Public Speaking & Pathways to Success with Julian Placino
The Pathways to Success with Julian Placino
The Pathways to Success with Julian Placino Podcast is a weekly a show where Julian interviews leaders on business, personal development, health & fitness and many other topics designed to help you find your unique Pathway to Success.
Although there are principles and commonalities of success, everyone has to walk their own path and craft their own story. How you define success might not be how someone else does. That’s why he invites a highly varied group of experts who have succeeded in many different avenues. On the show, he’s interviewed CEOs, millionaires, high-level entrepreneurs, bestselling authors, dynamic thoughts leaders, transformation experts and elite level athletes.

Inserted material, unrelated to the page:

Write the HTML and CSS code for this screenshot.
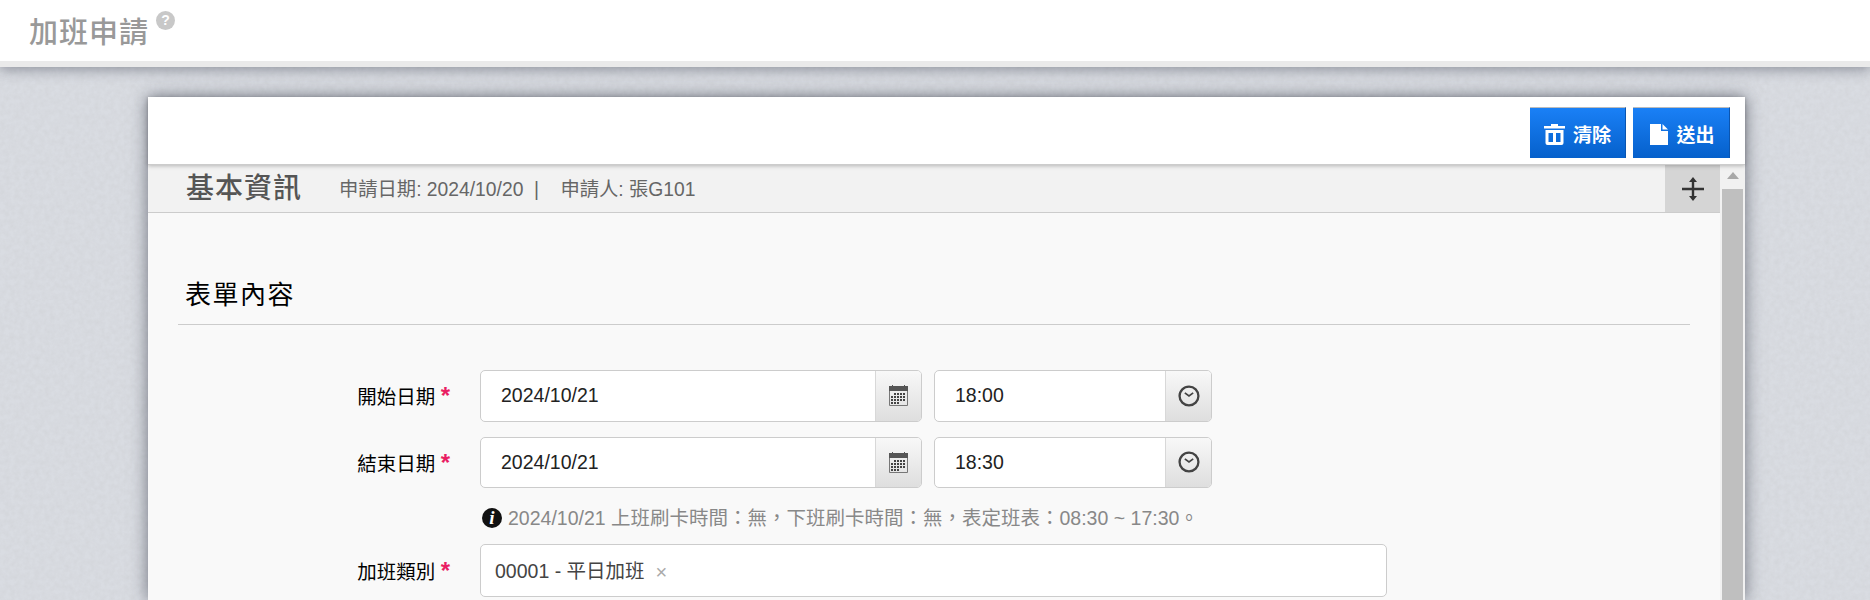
FILE: index.html
```html
<!DOCTYPE html>
<html lang="zh-Hant">
<head>
    <meta charset="UTF-8">
    <meta name="viewport" content="width=device-width, initial-scale=1.0">
    <title>加班申請</title>
    <link rel="stylesheet" href="styles.css">
</head>
<body>
    <header class="page-header">
        <h1>加班申請</h1>
        <span class="help-icon">?</span>
    </header>

    <div class="panel">
        <div class="toolbar">
            <button class="btn">
                <svg class="btn-icon" width="21" height="21" viewBox="0 0 21 21">
                    <path fill="#fff" fill-rule="evenodd" d="M7 0h7v2h7v2.500H0V2h7zM1.500 6h18v13a2 2 0 0 1-2 2h-14a2 2 0 0 1-2-2zm3 3v9h4.500V9zm7.500 0v9h4.500V9z"/>
                </svg>
                清除
            </button>
            <button class="btn btn-send">
                <svg class="btn-icon" width="18" height="21" viewBox="0 0 18 21">
                    <path fill="#fff" d="M0 0h11v7h7v14H0zM12.500 0L18 5.500h-5.500z"/>
                </svg>
                送出
            </button>
        </div>

        <div class="panel-body">
            <div class="content">
                <div class="info-bar">
                    <h2>基本資訊</h2>
                    <span class="meta">申請日期: 2024/10/20 &nbsp;|&nbsp; &nbsp; 申請人: 張G101</span>
                    <button class="expand-btn">
                        <svg width="22" height="24" viewBox="0 0 22 24">
                            <path stroke="#333" stroke-width="2.400" d="M0 12h22M11 4v16"/>
                            <path fill="#333" d="M11 0l4 5H7zM11 24l-4-5h8z"/>
                        </svg>
                    </button>
                </div>

                <div class="form-area">
                    <h3 class="form-title">表單內容</h3>

                    <div class="form-row">
                        <label>開始日期 <em>*</em></label>
                        <div class="input-group date-group">
                            <span class="value">2024/10/21</span>
                            <span class="addon">
                                <svg width="19" height="21" viewBox="0 0 19 21">
                                    <use href="#icon-calendar"/>
                                </svg>
                            </span>
                        </div>
                        <div class="input-group time-group">
                            <span class="value">18:00</span>
                            <span class="addon">
                                <svg width="22" height="22" viewBox="0 0 21 21">
                                    <use href="#icon-clock"/>
                                </svg>
                            </span>
                        </div>
                    </div>

                    <div class="form-row">
                        <label>結束日期 <em>*</em></label>
                        <div class="input-group date-group">
                            <span class="value">2024/10/21</span>
                            <span class="addon">
                                <svg width="19" height="21" viewBox="0 0 19 21">
                                    <use href="#icon-calendar"/>
                                </svg>
                            </span>
                        </div>
                        <div class="input-group time-group">
                            <span class="value">18:30</span>
                            <span class="addon">
                                <svg width="22" height="22" viewBox="0 0 21 21">
                                    <use href="#icon-clock"/>
                                </svg>
                            </span>
                        </div>
                    </div>

                    <p class="hint"><span class="info-icon">i</span>2024/10/21 上班刷卡時間：無，下班刷卡時間：無，表定班表：08:30 ~ 17:30。</p>

                    <div class="form-row">
                        <label>加班類別 <em>*</em></label>
                        <div class="select-box">
                            <span class="selected">00001 - 平日加班</span>
                            <span class="remove">×</span>
                        </div>
                    </div>
                </div>
            </div>

            <div class="scrollbar">
                <span class="scroll-up"></span>
                <span class="scroll-thumb"></span>
            </div>
        </div>
    </div>

    <svg class="icon-defs" width="0" height="0">
        <defs>
            <g id="icon-calendar">
                <path fill="#555" d="M0 1h3V0h1v1h11V0h1v1h3v5H0z"/>
                <path fill="none" stroke="#777" d="M.5 6v14.500h18V6"/>
                <path fill="#444" d="M5 8h2v2H5zM8 8h2v2H8zM11 8h2v2h-2zM14 8h2v2h-2zM2 11h2v2H2zM5 11h2v2H5zM8 11h2v2H8zM11 11h2v2h-2zM14 11h2v2h-2zM2 14h2v2H2zM5 14h2v2H5zM8 14h2v2H8zM11 14h2v2h-2zM14 14h2v2h-2zM2 17h2v2H2zM5 17h2v2H5zM8 17h2v2H8z"/>
            </g>
            <g id="icon-clock">
                <circle cx="10.500" cy="10.500" r="9" fill="none" stroke="#444" stroke-width="2.200"/>
                <path fill="none" stroke="#444" stroke-width="1.600" d="M6.500 7.500l4 3 4-3"/>
            </g>
        </defs>
    </svg>
</body>
</html>
```

FILE: styles.css
```css
* {
    box-sizing: border-box;
}
html, body {
    height: 600px;
    overflow: hidden;
}
body {
    margin: 0;
    background-color: #d9dce2;
    background-image: url("data:image/svg+xml,%3Csvg xmlns='http://www.w3.org/2000/svg' width='300' height='300'%3E%3Cfilter id='n'%3E%3CfeTurbulence type='fractalNoise' baseFrequency='0.2' numOctaves='2' stitchTiles='stitch'/%3E%3CfeColorMatrix values='0 0 0 0 0.5 0 0 0 0 0.5 0 0 0 0 0.5 0 0 0 0.3 -0.08'/%3E%3C/filter%3E%3Crect width='300' height='300' filter='url(%23n)'/%3E%3C/svg%3E");
    font-family: "Liberation Sans", "Noto Sans CJK TC", sans-serif;
    font-size: 19.500px;
}
.page-header {
    display: flex;
    align-items: flex-start;
    height: 67px;
    padding: 16px 0 0 29px;
    background-color: #fff;
    border-bottom: 6px solid #eaeaea;
    box-shadow: 0 3px 12px rgba(60,65,80,0.45);
}
.page-header h1 {
    margin: 0;
    font-size: 29px;
    font-weight: 500;
    line-height: 34px;
    letter-spacing: 1px;
    color: #999;
}
.help-icon {
    width: 19px;
    height: 19px;
    margin: -5px 0 0 7px;
    border-radius: 50%;
    background-color: #c8c8c8;
    color: #fff;
    font-size: 14px;
    font-weight: bold;
    line-height: 19px;
    text-align: center;
}
.panel {
    height: 503px;
    margin: 30px 125px 0 148px;
    background-color: #f9f9f9;
    box-shadow: 0 0 16px rgba(40,45,60,0.6);
}
.toolbar {
    position: relative;
    display: flex;
    justify-content: flex-end;
    gap: 7px;
    height: 68px;
    padding: 10px 15px 0 0;
    background-color: #fff;
    border-bottom: 1px solid #ccc;
    box-shadow: 0 1px 4px rgba(0,0,0,0.25);
}
.btn {
    display: flex;
    align-items: center;
    justify-content: center;
    gap: 8px;
    width: 96px;
    height: 51px;
    padding: 0;
    border: none;
    border-top: 1px solid #bbb;
    border-right: 1px solid #0a55b0;
    background: linear-gradient(#1a80f6, #0560cb);
    color: #fff;
    font-family: inherit;
    font-size: 19px;
    font-weight: bold;
}
.btn-send {
    width: 97px;
    padding-left: 3px;
}
.btn-icon {
    margin-top: 3px;
}
.panel-body {
    display: flex;
    height: 435px;
}
.content {
    flex: 1;
}
.info-bar {
    display: flex;
    align-items: center;
    height: 48px;
    padding: 0 0 0 38px;
    background-color: #f2f2f2;
    border-bottom: 1px solid #ccc;
}
.info-bar h2 {
    margin: -5px 37px 0 0;
    font-size: 28px;
    font-weight: 500;
    letter-spacing: 1px;
    color: #555;
}
.meta {
    flex: 1;
    margin-top: -2px;
    color: #666;
    font-size: 19.300px;
}
.expand-btn {
    display: flex;
    align-items: center;
    justify-content: center;
    width: 55px;
    height: 47px;
    padding: 0;
    border: none;
    background-color: #d5d5d5;
}
.form-area {
    padding: 66px 30px 0;
}
.form-title {
    height: 46px;
    margin: 0 0 45px;
    padding-left: 7px;
    border-bottom: 1px solid #ccc;
    font-size: 26px;
    font-weight: 400;
    line-height: 33px;
    letter-spacing: 1.500px;
    color: #000;
}
.form-row {
    display: flex;
    align-items: center;
    margin-bottom: 15px;
}
.form-row label {
    flex: none;
    width: 272px;
    margin-right: 30px;
    text-align: right;
    color: #000;
}
.form-row em {
    font-style: normal;
    font-size: 24px;
    font-weight: bold;
    line-height: 18px;
    color: #e91e63;
}
.input-group {
    display: flex;
    height: 51.500px;
    overflow: hidden;
    background-color: #fff;
    border: 1px solid #ccc;
    border-radius: 5px;
}
.date-group {
    width: 442px;
    margin-right: 12px;
}
.time-group {
    width: 278px;
}
.value {
    flex: 1;
    padding-left: 20px;
    line-height: 48px;
    color: #222;
}
.addon {
    display: flex;
    align-items: center;
    justify-content: center;
    width: 46px;
    background: linear-gradient(#f8f8f8, #dedede);
    border-left: 1px solid #d8d8d8;
}
.hint {
    display: flex;
    align-items: center;
    height: 28px;
    margin: -1px 0 14px 302px;
    color: #888;
}
.info-icon {
    width: 20px;
    height: 20px;
    margin: 4px 6px 0 2px;
    border-radius: 50%;
    background-color: #111;
    color: #fff;
    font-family: "Liberation Serif", serif;
    font-size: 19px;
    font-style: italic;
    font-weight: bold;
    line-height: 20px;
    text-align: center;
}
.select-box {
    display: flex;
    align-items: center;
    width: 907px;
    height: 53px;
    padding-left: 14px;
    background-color: #fff;
    border: 1px solid #ccc;
    border-radius: 5px;
}
.selected {
    margin-top: -3px;
    color: #444;
}
.remove {
    margin: 3px 0 0 11px;
    color: #aaa;
    font-size: 20px;
}
.scrollbar {
    flex: none;
    display: flex;
    flex-direction: column;
    align-items: center;
    width: 25px;
    padding-top: 7px;
    background-color: #f1f1f1;
}
.scroll-up {
    width: 0;
    height: 0;
    border-left: 6px solid transparent;
    border-right: 6px solid transparent;
    border-bottom: 7px solid #a8a8a8;
}
.scroll-thumb {
    flex: 1;
    width: 21px;
    margin-top: 10px;
    background-color: #bfbfbf;
}
.icon-defs {
    position: absolute;
}
```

Having a deep recruiting background, Julian is uniquely qualified to attract top performers and conduct high quality in depth interviews.
In a matter of months, the show has been downloaded more than 10,000 times from over 43 countries and has achieved a 5 star rating in iTunes.
In this podcast, we’re talking about public speaking and making great first and lasting impressions, even as an introvert. We’ll dissect three keys to boosting your speaking acumen, and building the confidence you need to have an impact. [remember to Subscribe Here]
First things first – here are the important links we discussed during the show:
Website – http://julianplacino.com [The Pathways to Success with Julian Placino Podcast is here] When you’re there, sign up to receive his audio, The Three Proven Steps to Finding Your Pathway to Success.
Recommended Read: Outliers by Malcolm Gladwell: The Story of Success
When Julian and I got connected up to record, it was almost effortless. Sometimes you get the chance to interview someone that has such a wonderful energy and flow, and this was definitely one of those interviews. I know he brings a lot of value to his audience, and I hope he brings value to you as well. Listen above, or read the transcript below. Here’s a taste of Pathways to Success with Julian Placino.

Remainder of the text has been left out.